Five years and 36 rickety stairs later, I made it to the lobby of Tom and Jerry’s apartment building. Jerry’s racist confession looped in my head as I pushed open the vestibule entrance. It wasn’t the racism itself that caused that visceral reaction. There isn’t a day that goes by where I don’t see a screencap of a white person’s dating profile where they list the races they’re willing to sexually tolerate. It was being confronted with that sort of discrimination for the first time in awhile that triggered that time-travel through past trauma.
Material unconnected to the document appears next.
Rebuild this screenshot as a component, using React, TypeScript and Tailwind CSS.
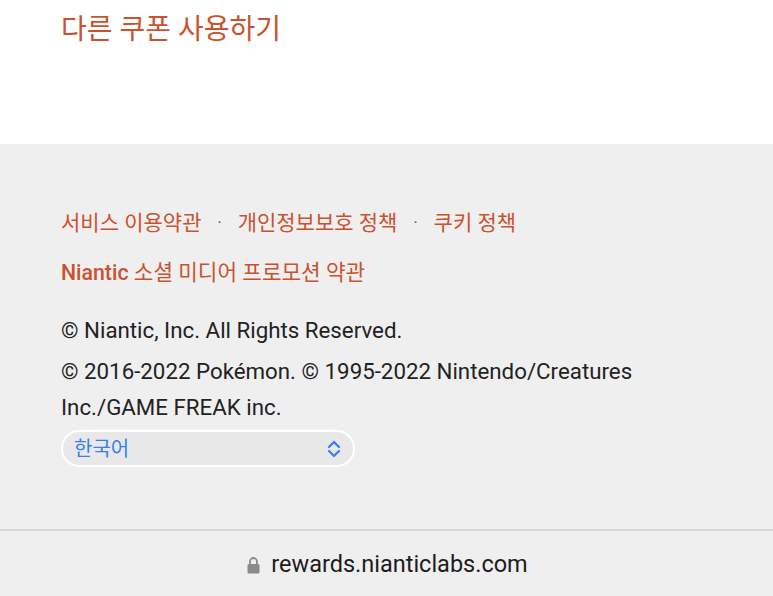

The beauty of these brief encounters is that I’ll never have to see Tom or Jerry ever again. Although technology is constantly shifting the landscape of human interaction, the queer innovation of casual sex known as cruising has changed very little. Whether I block them on Grindr or pull up my pants and follow the trail out of the forest, these hookups with strangers are temporary. Sure, there’s the risk of facing horrific behavior such as casual racism, but there’s also the possibility of meeting someone that’ll change one’s lifeit’s how I met my partner. It’s important to remember that even negative experiences can inflict a wound that, when healed, leaves one prepared to confront the next beast head-on.

For so long these experiments in intimacy sat in the back of mind, picking at every creative endeavor I’ve embarked upon. These sexual excursions were a way for me to confront the surplus of insecurities that have followed me into adulthood. These fleeting experiences are in fact more authentic than the ones I have with people on a daily basis. They’re just as precious as they are benign, and sometimes unsatisfying.
It wasn’t until I crawled back in bed with my partner did I realize that these past and future hookups make up a sexual tapestry that facilitates growth that can be painful, yet completely necessary.